Structured Product = Bond Component + Derivative Component

Bond Component:
PV of guaranteed cash flows (principal, fixed coupons)

Derivative Component:
Value of embedded options, barriers, autocalls

where: Bond Component PV of guaranteed cash flows discounted off the issuer credit curve · Derivative Component Black-Scholes / local-vol / Monte Carlo valuation of the embedded payoff (vanilla call, knock-in put, autocall coupon stream, etc.). does: the universal pricing recipe — strip any structured note into a debt instrument plus an option package, value each separately, sum. Replication check: compare the all-in price to DIY (buy the bond + buy/sell the equivalent listed options); the gap is the dealer's embedded margin (typically 2-4%). Skew, vol-of-vol, and barrier features all live inside the derivative leg.

Risk Considerations

1. Credit Risk

Structured products are unsecured debt of the issuer. If issuer defaults, you lose everything.

2. Liquidity Risk

Secondary market is often thin; selling before maturity may require significant discount.

3. Complexity Risk

Payoffs can be difficult to understand; embedded options may behave unexpectedly.

4. Opportunity Cost

Principal protection comes at the cost of lower upside participation.

5. Inflation Risk

Protected nominal amount may lose real value over time.

6. Dividend Treatment

Most structured products don't include dividends, creating drag vs. direct ownership.

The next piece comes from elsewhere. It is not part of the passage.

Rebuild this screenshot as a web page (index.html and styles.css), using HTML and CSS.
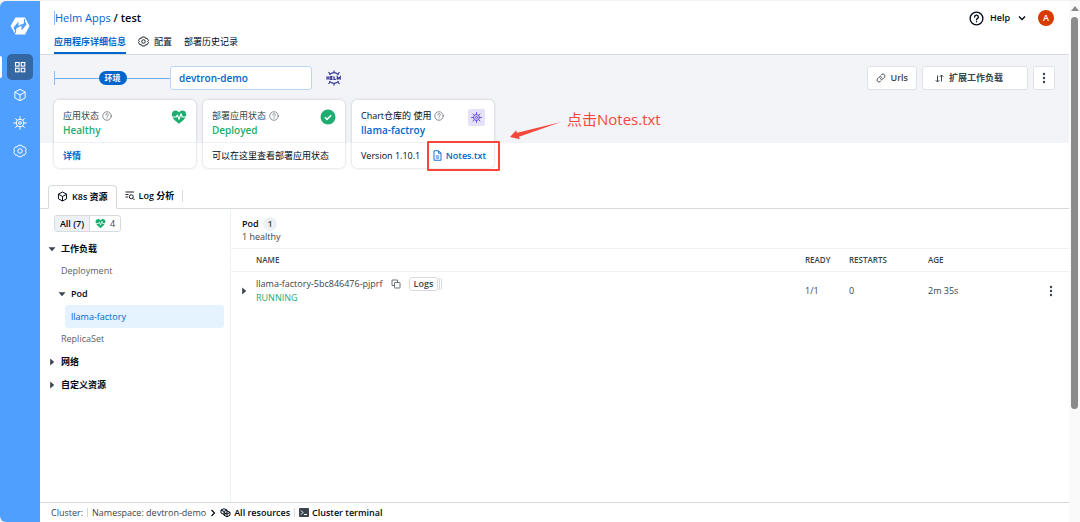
FILE: index.html
```html
<!DOCTYPE html>
<html lang="zh">
<head>
    <meta charset="utf-8">
    <title>Helm Apps / test</title>
    <link rel="stylesheet" href="styles.css">
</head>
<body>
    <!-- shared icons -->
    <svg class="sprite" width="0" height="0">
        <symbol id="i-help" viewBox="0 0 20 20" fill="none" stroke="currentColor" stroke-linecap="round">
            <circle cx="10" cy="10" r="8.5"/>
            <path d="M7.5 8a2.5 2.5 0 1 1 3.6 2.2c-.8.4-1.1.8-1.1 1.6"/>
            <path d="M10 14.2v.2"/>
        </symbol>
        <symbol id="i-gear" viewBox="0 0 20 20" fill="none" stroke="currentColor" stroke-linejoin="round">
            <circle cx="10" cy="10" r="3.2"/>
            <path d="M7.6 1.8h4.800l1.400 2.400h2.800L19 8.200 17.600 10l1.400 1.800-2.400 4h-2.800l-1.400 2.400H7.600l-1.400-2.400H3.400L1 11.800 2.400 10 1 8.200l2.400-4h2.800z"/>
        </symbol>
        <symbol id="i-helm" viewBox="0 0 20 20" fill="none" stroke="currentColor" stroke-linecap="round">
            <circle cx="10" cy="10" r="5.4"/>
            <circle cx="10" cy="10" r="2"/>
            <path d="M10 1v3.600M10 15.400V19M1 10h3.600M15.400 10H19M3.600 3.600l2.600 2.600M13.800 13.800l2.600 2.600M16.400 3.600l-2.600 2.600M6.200 13.800l-2.600 2.600"/>
        </symbol>
        <symbol id="i-cube" viewBox="0 0 20 20" fill="none" stroke="currentColor" stroke-linejoin="round">
            <path d="M10 1.800l7.400 4v8.400l-7.400 4-7.400-4V5.800z"/>
            <path d="M2.600 5.800l7.400 4.200 7.400-4.200M10 10v8.200"/>
        </symbol>
        <symbol id="i-heart" viewBox="0 0 20 20">
            <path fill="#1dad70" d="M10 18.500C6 15.500 1 11.800 1 7c0-3 2.200-5 4.700-5C7.500 2 9.100 3 10 4.500 10.900 3 12.500 2 14.300 2 16.800 2 19 4 19 7c0 4.800-5 8.500-9 11.500z"/>
            <path fill="none" stroke="#fff" stroke-width="1.400" stroke-linejoin="round" d="M1 10h5.500l1.500-2.500 2 5.500 2.500-7 1.500 4h5"/>
        </symbol>
        <symbol id="i-dots" viewBox="0 0 4 12" fill="currentColor">
            <circle cx="2" cy="2" r="1.200"/><circle cx="2" cy="6" r="1.200"/><circle cx="2" cy="10" r="1.200"/>
        </symbol>
        <symbol id="i-caret" viewBox="0 0 8 8" fill="currentColor">
            <path d="M.5 2.200h7L4 6.200z"/>
        </symbol>
    </svg>

    <div class="app">
        <nav class="sidebar">
            <a class="logo" href="#" aria-label="Home">
                <svg width="20" height="18" viewBox="0 0 20 18">
                    <path fill="#fff" d="M5.500.5h9.500L19.500 9 15 17.500H5.500L.5 9z"/>
                    <path fill="#4e9fff" d="M8.500 4.500v5.500L4.500 13l-1-2.500zM11.500 13.500V8l4-3 1 2.500z"/>
                    <path fill="none" stroke="#4e9fff" stroke-width="1.200" d="M8 9.800l4-2.200M5.500 12v4M14.500 6V2"/>
                </svg>
            </a>
            <a class="nav-item active" href="#" aria-label="Applications">
                <svg width="12" height="12" viewBox="0 0 12 12" fill="none" stroke="currentColor" stroke-width="1.100">
                    <rect x="1.500" y="1.500" width="3.600" height="3.600"/><rect x="7.200" y="1.500" width="3.600" height="3.600"/>
                    <rect x="1.500" y="7.200" width="3.600" height="3.600"/><rect x="7.200" y="7.200" width="3.600" height="3.600"/>
                </svg>
            </a>
            <a class="nav-item" href="#" aria-label="Charts"><svg class="nav-icon"><use href="#i-cube"/></svg></a>
            <a class="nav-item" href="#" aria-label="Clusters"><svg class="nav-icon"><use href="#i-helm"/></svg></a>
            <a class="nav-item" href="#" aria-label="Settings"><svg class="nav-icon"><use href="#i-gear"/></svg></a>
        </nav>

        <main class="main">
            <header class="header">
                <div class="title-row">
                    <h1 class="title"><a href="#">Helm Apps</a> / test</h1>
                    <button class="help" type="button">
                        <svg class="help-icon"><use href="#i-help"/></svg>
                        Help
                        <svg class="chevron" width="8" height="8" viewBox="0 0 8 8" fill="none" stroke="currentColor" stroke-width="1.400"><path d="M1 2.500l3 3 3-3"/></svg>
                    </button>
                    <button class="avatar" type="button">A</button>
                </div>
                <div class="tabs">
                    <a class="tab active" href="#">应用程序详细信息</a>
                    <a class="tab" href="#"><svg class="tab-icon"><use href="#i-gear"/></svg>配置</a>
                    <a class="tab" href="#">部署历史记录</a>
                </div>
            </header>

            <section class="overview">
                <div class="env-row">
                    <span class="env-line"><label class="env-label" for="env">环境</label></span>
                    <select class="env-select" id="env"><option>devtron-demo</option></select>
                    <svg class="helm-logo" width="16" height="16" viewBox="0 0 32 32" fill="none" stroke="#2b2a8c" stroke-width="2.200">
                        <path d="M7 10a11 11 0 0 1 18 0M7 22a11 11 0 0 0 18 0M16 6V1M16 26v5M8 8L5 4M24 8l3-4M8 24l-3 4M24 24l3 4"/>
                        <path d="M2 12.500v7M6 12.500v7M2 16h4M13 13.200H9.500v5.600H13M9.500 16h3M16 12.500v6.300h3.500M22.500 19.500v-6l3 4 3-4v6"/>
                    </svg>
                    <div class="actions">
                        <button class="btn" type="button">
                            <svg width="10" height="10" viewBox="0 0 20 20" fill="none" stroke="currentColor" stroke-width="1.800" stroke-linecap="round"><path d="M8.500 11.500a4 4 0 0 0 5.600 0l3-3a4 4 0 0 0-5.600-5.600L10 4.400M11.500 8.500a4 4 0 0 0-5.600 0l-3 3a4 4 0 0 0 5.600 5.600l1.500-1.500"/></svg>
                            Urls
                        </button>
                        <button class="btn btn-wide" type="button">
                            <svg width="9" height="9" viewBox="0 0 18 18" fill="none" stroke="currentColor" stroke-width="2"><path d="M5 3v13M1.500 12.500L5 16l3.500-3.500M13 15V2M9.500 5.500L13 2l3.500 3.500"/></svg>
                            扩展工作负载
                        </button>
                        <button class="btn btn-more" type="button" aria-label="More"><svg class="dots"><use href="#i-dots"/></svg></button>
                    </div>
                </div>

                <div class="cards">
                    <article class="card">
                        <div class="card-top">
                            <div>
                                <div class="card-label">应用状态 <svg class="hint"><use href="#i-help"/></svg></div>
                                <div class="card-value ok">Healthy</div>
                            </div>
                            <svg class="card-icon"><use href="#i-heart"/></svg>
                        </div>
                        <div class="card-bottom"><a class="link" href="#">详情</a></div>
                    </article>
                    <article class="card">
                        <div class="card-top">
                            <div>
                                <div class="card-label">部署应用状态 <svg class="hint"><use href="#i-help"/></svg></div>
                                <div class="card-value ok">Deployed</div>
                            </div>
                            <svg class="card-icon" viewBox="0 0 16 16"><circle cx="8" cy="8" r="7.500" fill="#1dad70"/><path d="M4.800 8.200l2.200 2.200 4.200-4.200" fill="none" stroke="#fff" stroke-width="1.500"/></svg>
                        </div>
                        <div class="card-bottom">可以在这里查看部署应用状态</div>
                    </article>
                    <article class="card">
                        <div class="card-top">
                            <div>
                                <div class="card-label dark">Chart仓库的 使用 <svg class="hint"><use href="#i-help"/></svg></div>
                                <div class="card-value"><a href="#">llama-factroy</a></div>
                            </div>
                            <span class="chart-icon"><svg><use href="#i-helm"/></svg></span>
                        </div>
                        <div class="card-bottom">
                            Version 1.10.1
                            <a class="notes" href="#">
                                <svg width="9" height="11" viewBox="0 0 18 22" fill="none" stroke="currentColor" stroke-width="1.800" stroke-linejoin="round"><path d="M2 1.500h9l5 5v14H2zM11 1.500v5h5M5.500 12h7M5.500 16h7"/></svg>
                                Notes.txt
                            </a>
                        </div>
                        <span class="callout-box"></span>
                        <div class="callout">
                            <svg width="52" height="20" viewBox="0 0 52 20"><path fill="#f5483b" d="M0 16L6 9.500l1.200 2.300L51 1 9 15.800l.8 2.400z"/></svg>
                            <span>点击Notes.txt</span>
                        </div>
                    </article>
                </div>
            </section>

            <div class="res-tabs">
                <a class="res-tab active" href="#"><svg class="res-icon"><use href="#i-cube"/></svg>K8s 资源</a>
                <a class="res-tab" href="#">
                    <svg width="10" height="10" viewBox="0 0 20 20" fill="none" stroke="currentColor" stroke-width="1.800"><path d="M1 2h17M1 7h6M1 12h5"/><circle cx="12.500" cy="11.500" r="4"/><path d="M15.500 14.500L19 18"/></svg>
                    Log 分析
                </a>
                <span class="res-sep"></span>
            </div>

            <section class="resources">
                <aside class="tree">
                    <div class="filter">
                        <button class="filter-btn active" type="button">All (7)</button>
                        <button class="filter-btn" type="button"><svg><use href="#i-heart"/></svg>4</button>
                    </div>
                    <div class="node group"><svg class="caret"><use href="#i-caret"/></svg>工作负载</div>
                    <a class="node leaf" href="#">Deployment</a>
                    <div class="node group nested"><svg class="caret"><use href="#i-caret"/></svg>Pod</div>
                    <a class="node selected" href="#">llama-factory</a>
                    <a class="node leaf" href="#">ReplicaSet</a>
                    <div class="node group"><svg class="caret closed"><use href="#i-caret"/></svg>网络</div>
                    <div class="node group"><svg class="caret closed"><use href="#i-caret"/></svg>自定义资源</div>
                </aside>

                <div class="detail">
                    <div class="detail-head">
                        <h2>Pod <span class="count">1</span></h2>
                        <p>1 healthy</p>
                    </div>
                    <table class="pods">
                        <thead>
                            <tr>
                                <th class="col-toggle"></th>
                                <th>NAME</th>
                                <th class="col-ready">READY</th>
                                <th class="col-restarts">RESTARTS</th>
                                <th class="col-age">AGE</th>
                                <th class="col-menu"></th>
                            </tr>
                        </thead>
                        <tbody>
                            <tr>
                                <td class="col-toggle"><svg class="caret closed"><use href="#i-caret"/></svg></td>
                                <td>
                                    <div class="pod-name">
                                        llama-factory-5bc846476-pjprf
                                        <svg class="copy" width="10" height="10" viewBox="0 0 20 20" fill="none" stroke="currentColor" stroke-width="1.800" stroke-linejoin="round"><rect x="7" y="7" width="11" height="11" rx="1"/><path d="M13 7V2H2v11h5"/></svg>
                                        <button class="logs" type="button">Logs</button>
                                    </div>
                                    <div class="pod-status">RUNNING</div>
                                </td>
                                <td>1/1</td>
                                <td>0</td>
                                <td>2m 35s</td>
                                <td><svg class="dots"><use href="#i-dots"/></svg></td>
                            </tr>
                        </tbody>
                    </table>
                </div>
            </section>

            <footer class="footer">
                <span>Cluster:</span>
                <span class="foot-sep"></span>
                <span>Namespace: devtron-demo</span>
                <svg width="6" height="8" viewBox="0 0 6 8" fill="none" stroke="#000a14" stroke-width="1.200"><path d="M1.500 1l3 3-3 3"/></svg>
                <a href="#">
                    <svg width="11" height="10" viewBox="0 0 22 20" fill="none" stroke="currentColor" stroke-width="2" stroke-linejoin="round"><path d="M8 1.500l6 2.500v6l-6 3-6-3V4zM2 4l6 3 6-3M8 7v6M14 6l6 2.500v6l-6 3-6-3v-2M8 9l6 3 6-3M14 12v5.500"/></svg>
                    All resources
                </a>
                <span class="foot-sep"></span>
                <a href="#">
                    <svg width="10" height="9" viewBox="0 0 10 9"><rect width="10" height="9" rx="1" fill="#3b444c"/><path d="M2 2.500l2 2-2 2M5 6.500h3" fill="none" stroke="#fff"/></svg>
                    Cluster terminal
                </a>
            </footer>
        </main>

        <div class="scrollbar"><span class="scroll-up"></span><span class="scroll-thumb"></span></div>
    </div>
</body>
</html>
```
FILE: styles.css
```css
* {
    box-sizing: border-box;
}
body {
    margin: 0;
    background: #f2f2f2;
    color: #3b444c;
    font-family: "Open Sans", "Noto Sans CJK SC", sans-serif;
    font-size: 9px;
    line-height: 14px;
}
a {
    color: #0066cc;
    text-decoration: none;
}
button {
    padding: 0;
    border: none;
    background: none;
    color: inherit;
    font: inherit;
    cursor: pointer;
}
svg {
    flex: none;
}
h1, h2, p {
    margin: 0;
}
.sprite {
    position: absolute;
}
.app {
    display: flex;
    height: 100vh;
    padding-top: 1px;
}

/* sidebar */
.sidebar {
    display: flex;
    flex-direction: column;
    align-items: center;
    gap: 2px;
    width: 40px;
    padding-top: 16px;
    background: #4e9fff;
    border-radius: 6px 0 0 6px;
}
.logo {
    height: 35px;
}
.nav-item {
    display: flex;
    align-items: center;
    justify-content: center;
    width: 26px;
    height: 26px;
    border-radius: 5px;
    color: #fff;
}
.nav-item.active {
    position: relative;
    background: #3567a3;
}
.nav-item.active::before {
    content: "";
    position: absolute;
    left: -7px;
    top: 2px;
    width: 2px;
    height: 22px;
    border-radius: 0 2px 2px 0;
    background: #fff;
}
.nav-icon {
    width: 14px;
    height: 14px;
    stroke-width: 1.4;
}

.main {
    flex: 1;
    min-width: 0;
    display: flex;
    flex-direction: column;
    background: #fff;
}

/* header */
.header {
    padding: 8px 15px 0 14px;
    border-bottom: 1px solid #d6dbdf;
}
.title-row {
    display: flex;
    align-items: center;
    height: 18px;
}
.title {
    flex: 1;
    border-left: 1px solid #8dbcec;
    color: #000a14;
    font-size: 11px;
    font-weight: 600;
}
.title a {
    font-weight: 400;
}
.help {
    display: flex;
    align-items: center;
    gap: 6px;
    color: #000a14;
    font-weight: 600;
}
.help-icon {
    width: 15px;
    height: 15px;
    stroke-width: 1.8;
}
.chevron {
    margin-left: 2px;
}
.avatar {
    width: 16px;
    height: 16px;
    margin-left: 12px;
    border-radius: 50%;
    background: #d93a00;
    color: #fff;
    font-weight: 600;
    line-height: 16px;
}
.tabs {
    display: flex;
    gap: 12px;
}
.tab {
    display: flex;
    align-items: center;
    gap: 5px;
    height: 27px;
    padding-top: 4px;
    border-bottom: 2px solid transparent;
    color: #000a14;
}
.tab.active {
    border-bottom-color: #0066cc;
    color: #0066cc;
    font-weight: 600;
}
.tab-icon {
    width: 11px;
    height: 11px;
    stroke-width: 1.6;
}

/* environment + cards */
.overview {
    padding: 11px 14px 0;
    background: linear-gradient(#f2f4f8 88px, #fff 88px);
}
.env-row {
    display: flex;
    align-items: center;
}
.env-line {
    display: flex;
    justify-content: center;
    width: 116px;
    border-left: 1px solid #8dbcec;
    background: linear-gradient(#6cabeb, #6cabeb) center / 100% 1px no-repeat;
}
.env-label {
    padding: 0 6px;
    border-radius: 7px;
    background: #0066cc;
    color: #fff;
    font-size: 8px;
    font-weight: 600;
}
.env-select {
    width: 142px;
    height: 24px;
    padding: 0 8px;
    appearance: none;
    border: 1px solid #b8d8f8;
    border-radius: 3px;
    background: #fff;
    color: #0066cc;
    font: 600 10px "Open Sans", sans-serif;
}
.helm-logo {
    margin-left: 14px;
}
.actions {
    display: flex;
    gap: 5px;
    margin-left: auto;
}
.btn {
    display: flex;
    align-items: center;
    gap: 5px;
    height: 24px;
    padding: 0 8px;
    border: 1px solid #dfe3e8;
    border-radius: 3px;
    background: #fff;
    font-weight: 600;
}
.btn-wide {
    width: 106px;
    padding: 0 12px;
}
.btn-more {
    width: 22px;
    justify-content: center;
    padding: 0;
}
.dots {
    display: block;
    width: 4px;
    height: 12px;
}
.cards {
    display: flex;
    gap: 7px;
    padding: 10px 0 16px;
}
.card {
    position: relative;
    width: 142px;
    border-radius: 5px;
    background: #fff;
    box-shadow: 0 0 3px rgba(0, 10, 20, 0.2);
}
.card-top {
    display: flex;
    justify-content: space-between;
    height: 43px;
    padding: 9px 9px 0;
    border-bottom: 1px solid #edf1f5;
}
.card-label {
    display: flex;
    align-items: center;
    gap: 3px;
}
.card-label.dark {
    color: #000a14;
}
.hint {
    width: 10px;
    height: 10px;
    color: #596168;
    stroke-width: 1.4;
}
.card-value {
    font-size: 10px;
    font-weight: 600;
}
.ok {
    color: #1dad70;
}
.card-icon {
    width: 16px;
    height: 16px;
}
.chart-icon {
    display: flex;
    align-items: center;
    justify-content: center;
    width: 17px;
    height: 17px;
    border-radius: 2px;
    background: #e6e1fb;
    color: #664bee;
}
.chart-icon svg {
    width: 11px;
    height: 11px;
    stroke-width: 1.8;
}
.card-bottom {
    display: flex;
    align-items: center;
    justify-content: space-between;
    height: 25px;
    padding: 0 8px 0 9px;
    color: #000a14;
}
.link {
    font-weight: 600;
}
.notes {
    display: flex;
    align-items: center;
    gap: 4px;
    font-weight: 600;
}
.callout-box {
    position: absolute;
    left: 75px;
    top: 41px;
    width: 73px;
    height: 30px;
    border: 2px solid #f5483b;
    border-radius: 1px;
}
.callout {
    position: absolute;
    left: 158px;
    top: 8px;
    display: flex;
    gap: 5px;
    color: #f5483b;
    font-size: 15px;
    line-height: 22px;
    white-space: nowrap;
}
.callout svg {
    margin-top: 13px;
}

/* resource tabs */
.res-tabs {
    display: flex;
    align-items: center;
    padding-left: 8px;
    border-bottom: 1px solid #d6dbdf;
}
.res-tab {
    display: flex;
    align-items: center;
    gap: 4px;
    height: 24px;
    padding: 0 8px;
    color: #000a14;
    font-weight: 600;
}
.res-tab.active {
    margin-bottom: -1px;
    border: 1px solid #d6dbdf;
    border-bottom-color: #fff;
    border-radius: 4px 4px 0 0;
    background: #fff;
}
.res-icon {
    width: 11px;
    height: 11px;
    stroke-width: 1.8;
}
.res-sep {
    width: 1px;
    height: 12px;
    background: #d6dbdf;
}

/* resource tree */
.resources {
    flex: 1;
    min-height: 0;
    display: flex;
}
.tree {
    width: 191px;
    padding: 6px 6px 0 8px;
    border-right: 1px solid #edf1f5;
}
.filter {
    display: flex;
    width: 67px;
    margin: 0 0 5px 6px;
    border: 1px solid #d6dbdf;
    border-radius: 3px;
    overflow: hidden;
}
.filter-btn {
    display: flex;
    flex: 1;
    align-items: center;
    justify-content: center;
    gap: 4px;
    height: 15px;
}
.filter-btn.active {
    flex: none;
    width: 35px;
    border-right: 1px solid #d6dbdf;
    background: #edf1f5;
    color: #000a14;
    font-weight: 600;
}
.filter-btn svg {
    width: 11px;
    height: 11px;
}
.node {
    display: flex;
    align-items: center;
    height: 22px;
    color: #596168;
}
.group {
    gap: 5px;
    height: 23px;
    color: #000a14;
    font-weight: 600;
}
.nested {
    padding-left: 10px;
}
.leaf {
    padding-left: 13px;
}
.selected {
    height: 23px;
    margin-left: 17px;
    padding-left: 6px;
    border-radius: 3px;
    background: #e5f2ff;
    color: #0066cc;
}
.caret {
    display: block;
    width: 8px;
    height: 8px;
    color: #3b444c;
}
.caret.closed {
    transform: rotate(-90deg);
}

/* pod table */
.detail {
    flex: 1;
}
.detail-head {
    height: 39px;
    padding: 8px 11px 0;
}
.detail-head h2 {
    color: #000a14;
    font-size: 9px;
    font-weight: 600;
}
.count {
    display: inline-block;
    width: 14px;
    margin-left: 2px;
    border-radius: 7px;
    background: #edf1f5;
    color: #3b444c;
    text-align: center;
}
.detail-head p {
    line-height: 12px;
}
.pods {
    width: 100%;
    border-collapse: collapse;
    table-layout: fixed;
}
.pods th {
    height: 23px;
    padding: 0;
    border-top: 1px solid #edf1f5;
    border-bottom: 1px solid #edf1f5;
    font-size: 8px;
    font-weight: 600;
    text-align: left;
}
.pods td {
    height: 38px;
    padding: 0;
}
.pods .col-toggle {
    width: 25px;
    padding-left: 9px;
}
.col-ready {
    width: 44px;
}
.col-restarts {
    width: 79px;
}
.col-age {
    width: 121px;
}
.col-menu {
    width: 20px;
}
.pod-name {
    display: flex;
    align-items: center;
    gap: 8px;
}
.copy {
    color: #596168;
}
.logs {
    height: 14px;
    padding: 0 4px;
    border: 1px solid #d6dbdf;
    border-radius: 3px;
    box-shadow: 2px 0 0 -1px #fff, 3px 0 0 -1px #d6dbdf, 4px 0 0 -1px #fff, 5px 0 0 -1px #d6dbdf;
    font-weight: 600;
    line-height: 12px;
}
.pod-status {
    color: #1dad70;
}

/* footer */
.footer {
    display: flex;
    align-items: center;
    gap: 4px;
    height: 20px;
    padding: 0 11px;
    border-top: 1px solid #d6dbdf;
}
.footer a {
    display: flex;
    align-items: center;
    gap: 3px;
    color: #000a14;
    font-weight: 600;
}
.foot-sep {
    width: 1px;
    height: 9px;
    background: #d6dbdf;
}

/* scrollbar */
.scrollbar {
    display: flex;
    flex-direction: column;
    align-items: center;
    width: 11px;
    padding-top: 5px;
    background: #fafafa;
}
.scroll-up {
    border: 4px solid transparent;
    border-top: none;
    border-bottom: 5px solid #8b8b8b;
}
.scroll-thumb {
    width: 7px;
    height: 76%;
    margin-top: 6px;
    border-radius: 4px;
    background: #8b8b8b;
}
```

Comparison with Alternatives

Feature Structured Product DIY Replication Index Fund
Principal Protection Yes Yes (bonds + options) No
Upside Capped Customizable Full
Liquidity Low High High
Fees 2-4% embedded 0.5-1% 0.03-0.10%
Credit Risk Yes (issuer) No No
Transparency Low High High

Regulatory Considerations

  1. PRIIPs (EU): Requires KID (Key Information Document)
  2. SEC (US): Registered notes vs. private placements
  3. Suitability: Many products require investor certification
  4. Tax Treatment: Varies by jurisdiction and product type

Checklist

  • [ ] Issuer credit rating reviewed
  • [ ] Payoff understood for all scenarios
  • [ ] Liquidity terms reviewed (secondary market, put features)
  • [ ] Fees and costs calculated (bid-ask, embedded margin)
  • [ ] Tax implications understood
  • [ ] Comparison with DIY replication made
  • [ ] Worst-case scenario acceptable
  • [ ] Early redemption provisions understood

Assumptions & Limitations

  1. Structured products are debt instruments — subject to issuer credit risk
  2. Embedded derivatives may not perfectly replicate stated strategy
  3. Pricing often includes significant dealer margin
  4. Secondary market liquidity is typically poor
  5. Tax treatment can be complex and unfavorable
  6. Many products have path-dependent features that are hard to value

References

  1. Hull, J.C. (2022). Options, Futures, and Other Derivatives (11th ed.). Pearson.
  2. Brigo, D. & Mercurio, F. (2006). Interest Rate Models: Theory and Practice (2nd ed.). Springer.
  3. ESMA. (2023). "Packaged Retail and Insurance-based Investment Products (PRIIPs)." European Securities and Markets Authority.